I’m intrigued by this. I’m beginning to think that it’s impossible to function as a critic in web 2.0 environments without acknowledging that the basic nature of criticism has changed from a monologue to a dialogue. (This ties in with the whole academic way of thinking around music criticism during the 90s, that it’s a performance between writer and audience – see Atton, Brennan, Forde et al). At Collapse Board, I am aware that since the transition from print to online the playing fields have been levelled and there is often little – or no – distinction between the ‘critic’ and their readership. Not least because the Internet has allowed for the ‘critic’ to become anyone, however disinterested.

On several occasions I’ve attempted to shape the dialogue at Collapse Board by making the critic and reader interchangeable (e.g. here, and here). I try to encourage interaction, and for folk to accept that one person’s opinion is no more … not important, because that’s disingenuous … True than the next, unless they choose to make it thus. Of course, we rarely play to the crowd at Collapse Board whereas it seems that, 95 per cent of the time, The Guardian does. Maybe that’s as it should be: being a commercial newspaper, The Guardian‘s contributors’ and editors’ motivations are different from those at Collapse Board.

But yes, I agree. The commentary around the article is frequently more consequential than the article itself.

Is this good? I like this democratisation of opinion, but does that mean that the less thought that goes into an article the better? (All the better to generate ‘controversy’.) Also, it’s way more interesting to read an individual than a consensus.

I suspect it’s no coincidence that I was alerted to the above article by Sean Adams from Drowned In Sound’s Twitter feed. Drowned In Sound began life by publishing unedited, reader-generated, content, and it’s still very much driven by its vocal readership, alongside some equally opinionated editorial.

Paul Morley is an old school print journalist – first coming to prominence on the NME in the late 70s – and he can clearly be viewed as an expert in his field. As such, he exists in a rarified bubble. He was not trained to be a performing seal. But folk such as myself and Sean Adams, while drawing on elements of the ‘old’ music criticism, exist within an environment where it’s all about the interaction. Sean is successful at what he does, so is Paul Morley. I’m being torn to shreds, mostly.

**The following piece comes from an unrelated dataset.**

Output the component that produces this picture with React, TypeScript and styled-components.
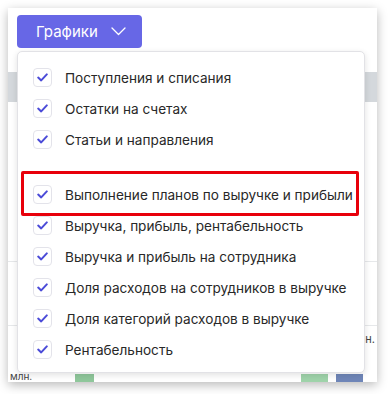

In equal degrees, people loved and hated what I did at Melody Maker, and Careless Talk Costs Lives, and Plan B Magazine. We still have magnificent writers here at Collapse Board and yet mostly people seem to hate us. The quality of writing and the approach to writing hasn’t changed between these three publications, not particularly. So should the conclusion be reached that attitudes to music writing have changed, or that simply people have been taught to expect less from their music reviews and more from the commentary around the music reviews? Or…? I have no idea, really. I’m just a failed former music critic.

Perhaps the final quote from the linked article above sums it up:

If you try and complain about the times you live in, then your time is up. It may be that my time is up.